We’re still scratching our heads to figure out why the animated version performed so poorly – despite Transformers originating from a cartoon, the new animated series just didn’t seem to strike a chord like the live-action movie version. Sometimes kids are fickle and it’s hard to know what they’re going to like or not when it comes to this sort of thing. I still hope the whole area will be revisited and they’ll do something similar to what’s happened with Clone Wars. Expand the Transformers universe and introduce some really gritty stories. So who knows what will be done next, there is certainly scope to do much more.

Do you have to talk to the studio to ensure comic and movie stories don’t clash?
Absolutely. What will usually happen is that we’ll do a very basic story and outline for the year, then Simon [Furman] will plan out a few directions he wants to take it in. Then we’ll send that over to the movie producers and get their feedback and they’ll say yes or no, or often ‘yes, could you do it but not with that character’, so there is a lot of back and forth. We have to be very careful how we use the characters.

What’s it been like to work with people like Simon Furman again?

It’s quite surreal really because it was a surprise to both of us that we’d be doing this again. I got called into the office back in 2006 and got told that we were relaunching the Transformers comic and because of my previous experience I was asked to edit. It was also very interesting working with the artists because I’d worked closely with a lot of them before and I got to see how their styles have changed. Like I mentioned before, the intriguing thing was to see how the Gen-One artists reacted compared to the new guys who came on board in tandem with the movie licence.

You’ve been involved in Transformers UK comics for a while – what has been the biggest change to the Transformers universe in that time?
It’s gone through so many incarnations over the years and the movie brought up so much more of the mythology but dealt with it in a different way. In the originals it was all about Unicron and Primus, whereas now it’s more about the All-Spark and The Fallen, so it is about classic Transformers mythology, it’s just been slightly rewritten. Thankfully the important concepts remain the same: the Autobots are good and the Decepticons are evil – it’s just their ancient history that has changed.

The original Transformers comic originated some epic story arcs – which were your favourite and why?

From the Marvel UK ones it was always the Target: 2006 stuff, and the one where we bring in Death’s Head. That was back when I was colouring it full-time. I never really read Transformers then, I was more into things like 2000 AD but I read them as I coloured the pages and these were the arcs that got me hooked.

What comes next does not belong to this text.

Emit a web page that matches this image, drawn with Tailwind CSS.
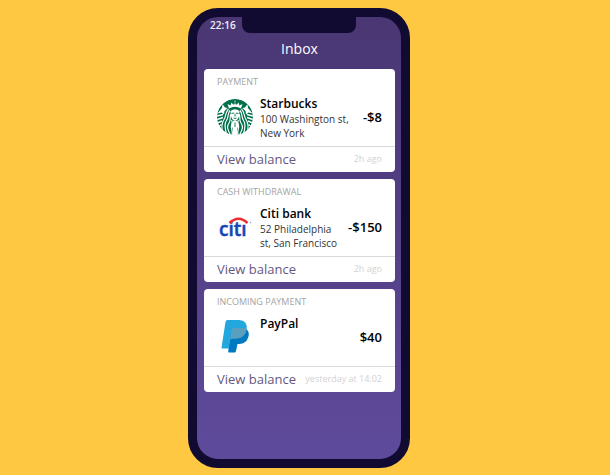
<!DOCTYPE html>
<html lang="en">
<head>
<meta charset="utf-8">
<meta name="viewport" content="width=device-width, initial-scale=1">
<title>Inbox</title>
<script src="https://cdn.jsdelivr.net/npm/@tailwindcss/browser@4"></script>
</head>
<body class="flex min-h-screen items-start justify-center bg-[#ffc843] pt-2 pr-3 font-['Open_Sans',sans-serif]">
<main class="relative flex min-h-[460px] w-full max-w-[222px] flex-col rounded-[30px] border-[9px] border-[#120b31] bg-linear-to-b from-[#493672] to-[#5f4b9c] bg-origin-border pr-1.5 pl-[7px]">
  <div class="absolute top-0 left-[45px] h-4 w-[114px] rounded-b-lg bg-[#120b31]" aria-hidden="true"></div>
  <time class="pl-1.5 text-[10px] leading-4 font-semibold text-[#f3f1f7]">22:16</time>
  <h1 class="mt-1.5 text-center text-sm leading-5 text-white">Inbox</h1>

  <div class="mt-2.5 flex flex-col gap-[7px]">
    <article class="rounded bg-white">
      <div class="px-[13px] py-1.5">
        <h2 class="text-[9px] leading-[14px] text-[#a3a3a3]">PAYMENT</h2>
        <div class="mt-1.5 flex min-h-[45px] items-center">
          <svg class="mb-0.5 size-9 shrink-0" viewBox="0 0 72 72" role="img" aria-label="Starbucks logo">
            <defs><clipPath id="disc"><circle cx="36" cy="36" r="36"/></clipPath></defs>
            <g clip-path="url(#disc)">
              <circle cx="36" cy="36" r="36" fill="#00704a"/>
              <g fill="none" stroke="#fff" stroke-width="2.4">
                <path d="M26 23C20 30 24 36 19 43S15 58 20 72"/>
                <path d="M23 20C15 29 19 34 14 41S8 55 12 69"/>
                <path d="M28 30C24 37 29 41 24 48S21 61 27 72"/>
                <path d="M29 42C33 48 27 52 29 58S31 67 30 72"/>
                <path d="M46 23C52 30 48 36 53 43S57 58 52 72"/>
                <path d="M49 20C57 29 53 34 58 41S64 55 60 69"/>
                <path d="M44 30C48 37 43 41 48 48S51 61 45 72"/>
                <path d="M43 42C39 48 45 52 43 58S41 67 42 72"/>
                <path d="M0 34L12 31M0 41L12 37M0 48L10 44M2 56L9 51M72 34L60 31M72 41L60 37M72 48L62 44M70 56L63 51" stroke-width="3"/>
              </g>
              <g fill="#fff">
                <path d="M27 24Q36 17 45 24L44 35Q41 43 36 44Q31 43 28 35Z"/>
                <path d="M32 44h8l4 8-4 8 1 12H31l1-12-4-8Z"/>
                <path d="M24 19L21 10l6 3 2-6 4 5 3-10 3 10 4-5 2 6 6-3-3 9Q36 12 24 19Z"/>
                <path d="M1 29L10 18l1-8 5 7 5 1-6 6-1 7-5-4ZM71 29L62 18l-1-8-5 7-5 1 6 6 1 7 5-4Z"/>
              </g>
              <path d="M29 29l5-1M38 28l5 1M36 29v6M33 38q3 2 6 0M36 47v9M27 20q9-6 18 0" fill="none" stroke="#00704a" stroke-width="1.8"/>
              <path d="M36 5l1 2h2l-2 2 1 2-2-1-2 1 1-2-2-2h2Z" fill="#00704a"/>
              <path d="M33 58h6l2 14H31Z" fill="#fff"/>
            </g>
          </svg>
          <div class="ml-[7px] flex-1 self-start pt-px">
            <h3 class="text-xs leading-4 font-semibold text-black">Starbucks</h3>
            <p class="text-[10px] leading-[14px] text-[#333]">100 Washington st, New York</p>
          </div>
          <strong class="mb-0.5 ml-2 text-[13px] leading-4 font-semibold text-black">-$8</strong>
        </div>
      </div>
      <footer class="flex items-center justify-between border-t border-[#d9d9d9] px-[13px] pb-px">
        <a href="#starbucks" class="text-[13px] leading-6 text-[#65587f]">View balance</a>
        <time class="text-[9px] leading-6 text-[#d2d2d2]">2h ago</time>
      </footer>
    </article>

    <article class="rounded bg-white">
      <div class="px-[13px] py-1.5">
        <h2 class="text-[9px] leading-[14px] text-[#a3a3a3]">CASH WITHDRAWAL</h2>
        <div class="mt-1.5 flex min-h-[45px] items-center">
          <svg class="mb-0.5 size-9 shrink-0" viewBox="0 0 36 36" role="img" aria-label="Citi logo">
            <text x="2" y="27" font-family="Open Sans, sans-serif" font-size="19" font-weight="600" fill="#1546b5" stroke="#1546b5" stroke-width=".5">citı</text>
            <path d="M12.500 14Q21.500 5.500 30.500 14" fill="none" stroke="#ef2b2d" stroke-width="2.500"/>
            <circle cx="33.500" cy="13.500" r=".7" fill="#8aa3d8"/>
          </svg>
          <div class="ml-[7px] flex-1 self-start pt-px">
            <h3 class="text-xs leading-4 font-semibold text-black">Citi bank</h3>
            <p class="text-[10px] leading-[14px] text-[#333]">52 Philadelphia st, San Francisco</p>
          </div>
          <strong class="mb-0.5 ml-2 text-[13px] leading-4 font-semibold text-black">-$150</strong>
        </div>
      </div>
      <footer class="flex items-center justify-between border-t border-[#d9d9d9] px-[13px] pb-px">
        <a href="#citi" class="text-[13px] leading-6 text-[#65587f]">View balance</a>
        <time class="text-[9px] leading-6 text-[#d2d2d2]">2h ago</time>
      </footer>
    </article>

    <article class="rounded bg-white">
      <div class="px-[13px] py-1.5">
        <h2 class="text-[9px] leading-[14px] text-[#a3a3a3]">INCOMING PAYMENT</h2>
        <div class="mt-1.5 flex min-h-[45px] items-center">
          <svg class="mb-0.5 size-9 shrink-0" viewBox="0 0 36 36" role="img" aria-label="PayPal logo">
            <path d="M14 9H28Q33 12 31.500 17.500Q29.500 25 22 25H20.500L19 32Q18.800 33.500 17.500 33.500H12Q11 33.500 11.200 32.500Z" fill="#0079c1"/>
            <path d="M10.500 1H22Q31 1.500 29.500 10.500Q28 19.500 18.500 19.500H15Q13.500 19.500 13.200 21L11.800 29.500H5.500Q4.300 29.500 4.500 28.500L8.500 3Q8.800 1 10.500 1Z" fill="#23a7df"/>
            <path d="M16 9H27Q29 9 29.600 9.700Q28.500 19.500 18.500 19.500H15Q13.500 19.500 13.200 21L14.500 11Q14.800 9 16 9Z" fill="#5a9fbd"/>
          </svg>
          <div class="ml-[7px] flex-1 self-start pt-px">
            <h3 class="text-xs leading-4 font-semibold text-black">PayPal</h3>
          </div>
          <strong class="mb-0.5 ml-2 text-[13px] leading-4 font-semibold text-black">$40</strong>
        </div>
      </div>
      <footer class="flex items-center justify-between border-t border-[#d9d9d9] px-[13px] pb-px">
        <a href="#paypal" class="text-[13px] leading-6 text-[#65587f]">View balance</a>
        <time class="text-[9px] leading-6 text-[#d2d2d2]">yesterday at 14:02</time>
      </footer>
    </article>
  </div>
</main>
</body>
</html>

What characters would you like to see make a return?
That’s an easy one… I’d love to see the Dinobots return. The filmmakers did talk about bringing them back for the second movie but they couldn’t find a plausible reason to bring them in. I believe one idea was to have new Transformers land in a museum and see the dinosaur bones and take that form. With the second movie they’ve flirted with the fact that Transformers have been here before as far back as ancient Egypt so why not the prehistoric period? I’m just throwing it out there – I think they’d be hugely popular if they returned, the combination of dinosaurs and robots is such a winning formula.

You were also involved with the Action Force comic – Transformers UK used to feature some Action Force/Transformer crossover stories – now that the two are both film franchises, do you think we might see more, at least in comics?

Funnily enough before the G.I. Joe movie is even out people are saying that a crossover would be such a cool thing to do. IDW did a very good crossover series and gave it an anime twist, so I suppose never say never. It will probably all depend on how well Joe is received.

What’s your opinion on the rumours that the Action Force/G.I. Joe film is in trouble?
Well, it’s all rumour and hearsay at the moment, you just never can tell. I’ve seen some of the G.I. Joe stuff and internationally it will be very interesting to see how it all plays out. The problem they are facing is that G.I. Joe is such a quintessentially American franchise and I know that they’re really trying hard to make it appeal to an international audience.

You have a large portfolio of high-profile science-fiction comics – does sci-fi spell success and is it harder to tailor your content to suit a younger audience?
Our first issues of the Star Trek and Terminator comics have just gone on sale so we’re still waiting to see what the sales figures are like and how the target audience, which is essentially young males, will pick up on the notion of these franchises being comics. I mean Transformers is much more predictable as it’s already a toy line and has a movie and so on, but things like Terminator obviously has a lot darker and grittier pedigree. So whether kids will pick up on that I really don’t know, it wouldn’t be an understatement to say it’s been a nightmare on Terminator in particular because there are so many things that we can and can’t do in terms of licensing issues and sometimes we’re asked to do something but we have to find a middle ground between the franchise staples and the younger audience. You don’t want to dilute something into banality. If you take the path of least resistance every time you end up with a really drab and dull comic so sometimes you have to take a much more irreverent and humorous approach. Unfortunately, when trying to explain the concept to a Hollywood producer sometimes stuff gets lost in translation. It’s been a very interesting exercise.

You worked on the real Ghostbusters – Ghostbusters is having a revival at the moment so what’s the secret to its enduring success?
Ghostbusters is just inherently funny and such a great idea, I really enjoyed getting to develop the mythology, really listening to the movies and translating stuff into the comic. For example, when Egon mentions he collects spores, mould and fungus, we developed a storyline where his fungus collection is possessed. It’s just fun to take little concepts like that and run with them.

What other franchises do you think would work well as a comic?
Going back to your previous question, the one we’ve got our eyes firmly fixed on is Ghostbusters, we’ve already been talking about what we’d do with it if we could get our hands on it. In terms of other franchises I’d love to revisit things like Thundercats, but whether that would work now without the toys range and so on, I’m not so sure.

We can’t let you go without asking who is your favourite Transformer?
I’ve mentioned the Dinobots but I also really like Galvatron, he was always such a powerful character – he was always so brutal.